The discounted cash flow scenarios require the use of unobservable inputs, including assumptions of projected revenues (including product volume, product mix, and average selling prices), expenses, capital spending, and other costs, as well as a discount rate. Estimates of projected revenues, expenses, capital spending, and other costs are developed by IMFT, IMFS, and Intel using historical data and available market data. Management also determines how multiple discounted cash flow scenarios are weighted in the fair value determination. Additionally, the development of several inputs used in our income model (such as discount rate and tax rate) requires the selection of comparable companies within the NAND flash memory market segment. The selection of comparable companies requires management judgment and is based on a number of factors, including NAND products and services lines within the flash memory market segment, comparable companies' sizes, growth rates, and other relevant factors. Based on our fair value determination, the fair value of our investment in IMFT and IMFS approximated carrying value as of December 27, 2008.

Changes in management estimates to the unobservable inputs would change the valuation of the investment. The estimates for the projected revenue and discount rate are the assumptions that most significantly affect the fair value determination. For example, the impact of a 5% decline in projected revenue in each of our cash flow scenarios could result in a decline in the fair value of our investment of up to approximately $300 million. The impact of a one percentage point increase in the discount rate would result in a decline in the fair value of our investment of approximately $225 million.

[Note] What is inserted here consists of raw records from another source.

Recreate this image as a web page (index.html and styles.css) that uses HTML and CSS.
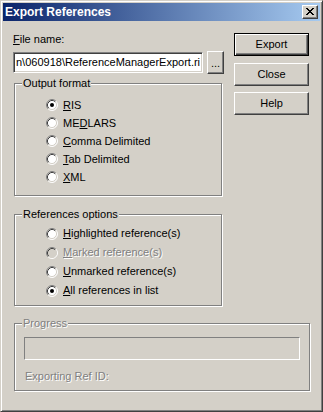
FILE: index.html
```html
<!DOCTYPE html>
<html>
<head>
<meta charset="utf-8">
<link rel="stylesheet" href="styles.css">
</head>
<body>
<div class="window">
  <div class="titlebar">
    <span class="title">Export References</span>
    <span class="closebtn">
      <svg width="8" height="7" viewBox="0 0 8 7" shape-rendering="crispEdges"><path fill="#000" d="M0 0h2v1h-2z M6 0h2v1h-2z M1 1h2v1h-2z M5 1h2v1h-2z M2 2h4v1h-4z M3 3h2v1h-2z M2 4h4v1h-4z M1 5h2v1h-2z M5 5h2v1h-2z M0 6h2v1h-2z M6 6h2v1h-2z"/></svg>
    </span>
  </div>
  <div class="main">
    <div class="left">
      <div class="label"><u>F</u>ile name:</div>
      <div class="filerow">
        <div class="field"><span class="fieldtext">n\060918\ReferenceManagerExport.ri</span></div>
        <div class="btn small">...</div>
      </div>
      <div class="group g1">
        <span class="legend">Output format</span>
        <div class="radio"><svg class="rb" width="12" height="12" viewBox="0 0 12 12"><circle cx="6" cy="6" r="5" fill="#fff"/><path d="M2.11 9.89A5.5 5.5 0 0 1 9.89 2.11" fill="none" stroke="#808080"/><path d="M9.89 2.11A5.5 5.5 0 0 1 2.11 9.89" fill="none" stroke="#fff"/><path d="M2.82 9.18A4.5 4.5 0 0 1 9.18 2.82" fill="none" stroke="#404040"/><path d="M9.18 2.82A4.5 4.5 0 0 1 2.82 9.18" fill="none" stroke="#D4D0C8"/><circle cx="6" cy="6" r="2" fill="#000"/></svg><span><u>R</u>IS</span></div>
        <div class="radio"><svg class="rb" width="12" height="12" viewBox="0 0 12 12"><circle cx="6" cy="6" r="5" fill="#fff"/><path d="M2.11 9.89A5.5 5.5 0 0 1 9.89 2.11" fill="none" stroke="#808080"/><path d="M9.89 2.11A5.5 5.5 0 0 1 2.11 9.89" fill="none" stroke="#fff"/><path d="M2.82 9.18A4.5 4.5 0 0 1 9.18 2.82" fill="none" stroke="#404040"/><path d="M9.18 2.82A4.5 4.5 0 0 1 2.82 9.18" fill="none" stroke="#D4D0C8"/></svg><span>ME<u>D</u>LARS</span></div>
        <div class="radio"><svg class="rb" width="12" height="12" viewBox="0 0 12 12"><circle cx="6" cy="6" r="5" fill="#fff"/><path d="M2.11 9.89A5.5 5.5 0 0 1 9.89 2.11" fill="none" stroke="#808080"/><path d="M9.89 2.11A5.5 5.5 0 0 1 2.11 9.89" fill="none" stroke="#fff"/><path d="M2.82 9.18A4.5 4.5 0 0 1 9.18 2.82" fill="none" stroke="#404040"/><path d="M9.18 2.82A4.5 4.5 0 0 1 2.82 9.18" fill="none" stroke="#D4D0C8"/></svg><span><u>C</u>omma Delimited</span></div>
        <div class="radio"><svg class="rb" width="12" height="12" viewBox="0 0 12 12"><circle cx="6" cy="6" r="5" fill="#fff"/><path d="M2.11 9.89A5.5 5.5 0 0 1 9.89 2.11" fill="none" stroke="#808080"/><path d="M9.89 2.11A5.5 5.5 0 0 1 2.11 9.89" fill="none" stroke="#fff"/><path d="M2.82 9.18A4.5 4.5 0 0 1 9.18 2.82" fill="none" stroke="#404040"/><path d="M9.18 2.82A4.5 4.5 0 0 1 2.82 9.18" fill="none" stroke="#D4D0C8"/></svg><span><u>T</u>ab Delimited</span></div>
        <div class="radio"><svg class="rb" width="12" height="12" viewBox="0 0 12 12"><circle cx="6" cy="6" r="5" fill="#fff"/><path d="M2.11 9.89A5.5 5.5 0 0 1 9.89 2.11" fill="none" stroke="#808080"/><path d="M9.89 2.11A5.5 5.5 0 0 1 2.11 9.89" fill="none" stroke="#fff"/><path d="M2.82 9.18A4.5 4.5 0 0 1 9.18 2.82" fill="none" stroke="#404040"/><path d="M9.18 2.82A4.5 4.5 0 0 1 2.82 9.18" fill="none" stroke="#D4D0C8"/></svg><span><u>X</u>ML</span></div>
      </div>
      <div class="group g2">
        <span class="legend">References options</span>
        <div class="radio"><svg class="rb" width="12" height="12" viewBox="0 0 12 12"><circle cx="6" cy="6" r="5" fill="#fff"/><path d="M2.11 9.89A5.5 5.5 0 0 1 9.89 2.11" fill="none" stroke="#808080"/><path d="M9.89 2.11A5.5 5.5 0 0 1 2.11 9.89" fill="none" stroke="#fff"/><path d="M2.82 9.18A4.5 4.5 0 0 1 9.18 2.82" fill="none" stroke="#404040"/><path d="M9.18 2.82A4.5 4.5 0 0 1 2.82 9.18" fill="none" stroke="#D4D0C8"/></svg><span><u>H</u>ighlighted reference(s)</span></div>
        <div class="radio disabled"><svg class="rb" width="12" height="12" viewBox="0 0 12 12"><circle cx="6" cy="6" r="5" fill="#D4D0C8"/><path d="M2.11 9.89A5.5 5.5 0 0 1 9.89 2.11" fill="none" stroke="#808080"/><path d="M9.89 2.11A5.5 5.5 0 0 1 2.11 9.89" fill="none" stroke="#fff"/><path d="M2.82 9.18A4.5 4.5 0 0 1 9.18 2.82" fill="none" stroke="#404040"/><path d="M9.18 2.82A4.5 4.5 0 0 1 2.82 9.18" fill="none" stroke="#D4D0C8"/></svg><span><u>M</u>arked reference(s)</span></div>
        <div class="radio"><svg class="rb" width="12" height="12" viewBox="0 0 12 12"><circle cx="6" cy="6" r="5" fill="#fff"/><path d="M2.11 9.89A5.5 5.5 0 0 1 9.89 2.11" fill="none" stroke="#808080"/><path d="M9.89 2.11A5.5 5.5 0 0 1 2.11 9.89" fill="none" stroke="#fff"/><path d="M2.82 9.18A4.5 4.5 0 0 1 9.18 2.82" fill="none" stroke="#404040"/><path d="M9.18 2.82A4.5 4.5 0 0 1 2.82 9.18" fill="none" stroke="#D4D0C8"/></svg><span><u>U</u>nmarked reference(s)</span></div>
        <div class="radio"><svg class="rb" width="12" height="12" viewBox="0 0 12 12"><circle cx="6" cy="6" r="5" fill="#fff"/><path d="M2.11 9.89A5.5 5.5 0 0 1 9.89 2.11" fill="none" stroke="#808080"/><path d="M9.89 2.11A5.5 5.5 0 0 1 2.11 9.89" fill="none" stroke="#fff"/><path d="M2.82 9.18A4.5 4.5 0 0 1 9.18 2.82" fill="none" stroke="#404040"/><path d="M9.18 2.82A4.5 4.5 0 0 1 2.82 9.18" fill="none" stroke="#D4D0C8"/><circle cx="6" cy="6" r="2" fill="#000"/></svg><span><u>A</u>ll references in list</span></div>
      </div>
    </div>
    <div class="right">
      <div class="btn big default"><span>Export</span></div>
      <div class="btn big">Close</div>
      <div class="btn big">Help</div>
    </div>
  </div>
  <div class="group g3">
    <span class="legend disabled-text">Progress</span>
    <div class="progress"></div>
    <div class="status disabled-text">Exporting Ref ID:</div>
  </div>
</div>
</body>
</html>
```
FILE: styles.css
```css
* { box-sizing: border-box; }
html, body { margin: 0; padding: 0; background: #D4D0C8; }
body {
  font-family: "Liberation Sans", Arial, sans-serif;
  font-size: 11px;
  color: #000;
}
.window {
  width: 323px;
  height: 412px;
  background: #D4D0C8;
  border: 1px solid;
  border-color: #D4D0C8 #404040 #404040 #D4D0C8;
  box-shadow: inset 1px 1px 0 #fff, inset -1px -1px 0 #808080;
  padding: 2px;
}
.titlebar {
  height: 18px;
  background: linear-gradient(to right, #0A246A, #A6CAF0);
  display: flex;
  align-items: center;
  justify-content: space-between;
  padding-left: 2px;
  padding-right: 2px;
}
.title {
  color: #fff;
  font-weight: bold;
  font-size: 12px;
  line-height: 14px;
}
.closebtn {
  width: 16px;
  height: 14px;
  background: #D4D0C8;
  border: 1px solid;
  border-color: #fff #404040 #404040 #fff;
  box-shadow: inset -1px -1px 0 #808080;
  display: flex;
  align-items: flex-start;
  justify-content: flex-start;
  padding: 2px 0 0 3px;
}
.closebtn svg { display: block; }
.main {
  display: flex;
  padding: 12px 0 0 10px;
}
.left { width: 211px; }
.label { line-height: 13px; height: 13px; margin-bottom: 6px; }
.filerow {
  display: flex;
  align-items: center;
  gap: 4px;
  height: 21px;
}
.field {
  width: 190px;
  height: 21px;
  background: #fff;
  border: 1px solid;
  border-color: #808080 #fff #fff #808080;
  box-shadow: inset 1px 1px 0 #404040, inset -1px -1px 0 #D4D0C8;
  overflow: hidden;
  white-space: nowrap;
  padding: 3px 0 0 2px;
  line-height: 13px;
}
.btn {
  background: #D4D0C8;
  border: 1px solid;
  border-color: #fff #404040 #404040 #fff;
  box-shadow: inset -1px -1px 0 #808080;
  display: flex;
  align-items: center;
  justify-content: center;
  line-height: 13px;
}
.btn.small {
  width: 17px;
  height: 23px;
  padding-top: 1px;
}
.right {
  margin-left: 10px;
  display: flex;
  flex-direction: column;
}
.btn.big {
  width: 75px;
  height: 23px;
  margin-bottom: 6px;
}
.btn.big.default {
  border-color: #000;
  box-shadow: inset 1px 1px 0 #fff, inset -1px -1px 0 #404040, inset -2px -2px 0 #808080;
  margin-bottom: 7px;
}
.group {
  position: relative;
  border: 1px solid #808080;
  box-shadow: inset 1px 1px 0 #fff, 1px 1px 0 #fff;
}
.legend {
  position: absolute;
  top: -7px;
  left: 7px;
  background: #D4D0C8;
  padding: 0 1px;
  line-height: 13px;
}
.g1 {
  margin: 10px 0 0 1px;
  width: 208px;
  height: 113px;
  padding: 12px 0 0 31px;
}
.g2 {
  margin: 18px 0 0 1px;
  width: 208px;
  height: 92px;
  padding: 9px 0 0 31px;
}
.radio {
  display: flex;
  align-items: center;
  height: 18px;
  line-height: 13px;
}
.g2 .radio { height: 19px; }
.rb { display: block; margin-right: 5px; flex: none; }
.radio.disabled span, .disabled-text {
  color: #808080;
  text-shadow: 1px 1px 0 #fff;
}
.g3 {
  margin: 17px 0 0 11px;
  width: 296px;
  height: 68px;
  padding: 13px 0 0 9px;
}
.progress {
  width: 276px;
  height: 23px;
  border: 1px solid;
  border-color: #808080 #fff #fff #808080;
}
.status {
  margin-top: 10px;
  line-height: 13px;
  padding-left: 1px;
}
```
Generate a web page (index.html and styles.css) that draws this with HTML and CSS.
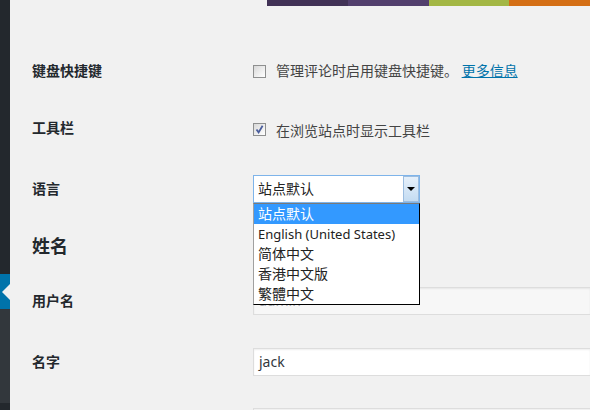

The fair value determined by the income approach is compared to the carrying value of our investments in IMFT and IMFS and our intangible asset related to the NAND product designs that we purchased from Micron as part of the formation of IMFT. We did not have an other-than-temporary impairment on our investments in IMFT and IMFS in 2008, 2007, or 2006.

Numonyx

We determine the fair value of our investment in Numonyx using a combination of the income approach and the market approach. The income approach includes the use of a weighted average of multiple discounted cash flow scenarios of Numonyx, which requires the use of unobservable inputs, including assumptions of projected revenues, expenses, capital spending, and other costs, as well as a discount rate calculated based on the risk profile of the flash memory market segment. Estimates of projected revenues, expenses, capital spending, and other costs are developed by Numonyx and Intel. The market approach includes using financial metrics and ratios of comparable public companies, such as projected revenues, expenses, and other costs. The selection of comparable companies used in the market approach requires management judgment and is based on a number of factors, including NOR products and services lines within the flash memory market segment, comparable companies' sizes, growth rates, and other relevant factors.

Changes in management estimates to the unobservable inputs in our valuation models would change the valuation of the investment. The estimated projected revenue is the assumption that most significantly affects the fair value determination. For example, the impact of a 5% decline in projected revenue to each of our models and cash flow scenarios could result in a decline in the fair value of our investment of up to approximately $140 million. Management judgment is involved in determining how the income approach and the market approach are weighted in the fair value determination. Our fair value determination was more heavily weighted toward the market approach due to the comparability of similar companies in the market and the availability of market-based data. Increasing the relative weighting of the income approach would have resulted in a decline in the fair value of our investment by approximately $30 million.

We recorded a $250 million impairment charge on our investment in Numonyx during the third quarter of 2008 to write down our investment to its fair value. Estimates for revenue, earnings, and future cash flows were revised lower due to a general decline in the NOR flash memory market segment.

Clearwire LLC

We determine the fair value of our investment in Clearwire LLC primarily using the quoted prices of its parent company, the new Clearwire Corporation. The effects of adjusting the quoted price for premiums that we believe market participants would consider for Clearwire LLC, such as tax benefits and voting rights associated with our investment, were mostly offset by the effects of discounts to the fair value, such as those due to transfer restrictions, lack of liquidity, and differences in dividend rights that are included in the value of the new Clearwire Corporation stock. During the fourth quarter of 2008, we recorded a $762 million impairment charge on our investment in Clearwire LLC to write down our investment to its fair value, primarily due to the fair value being significantly lower than the cost basis of our investment.

In addition, during the fourth quarter of 2008, we recorded a $176 million impairment charge on our available-for-sale marketable investment in the new Clearwire Corporation due to the fair value being significantly lower than the cost basis of our investment.

Other Non-Marketable Equity Investments

We determine the fair value of our other non-marketable equity investments using the market approach and/or the income approach. The market approach includes the use of financial metrics and ratios of comparable public companies. The selection of comparable companies requires management judgment and is based on a number of factors, including comparable companies' sizes, growth rates, products and services lines, development stage, and other relevant factors. The income approach includes the use of a discounted cash flow model, which requires the following significant estimates for the investee: revenue, based on assumed market segment size and assumed market segment share; estimated costs; and appropriate discount rates based on the risk profile of comparable companies. Estimates of market segment size, market segment share, and costs are developed by the investee and/or Intel using historical data and available market data. The valuation of our other non-marketable investments also takes into account movements of the equity and venture capital markets, recent financing activities by the investees, changes in the interest rate environment, the investee's capital structure, liquidation preferences for the investee's capital, and other economic variables. The valuation of some of our investments in the wireless connectivity market segment was based on the income approach to determine the value of the investee's spectrum licenses, transmission towers, and customer lists.

We recorded a total of $200 million of impairment charges in 2008 on our other non-marketable equity investments. Over the past 12 quarters, including the fourth quarter of 2008, impairments of our other non-marketable equity investments have ranged from $10 million to $134 million per quarter.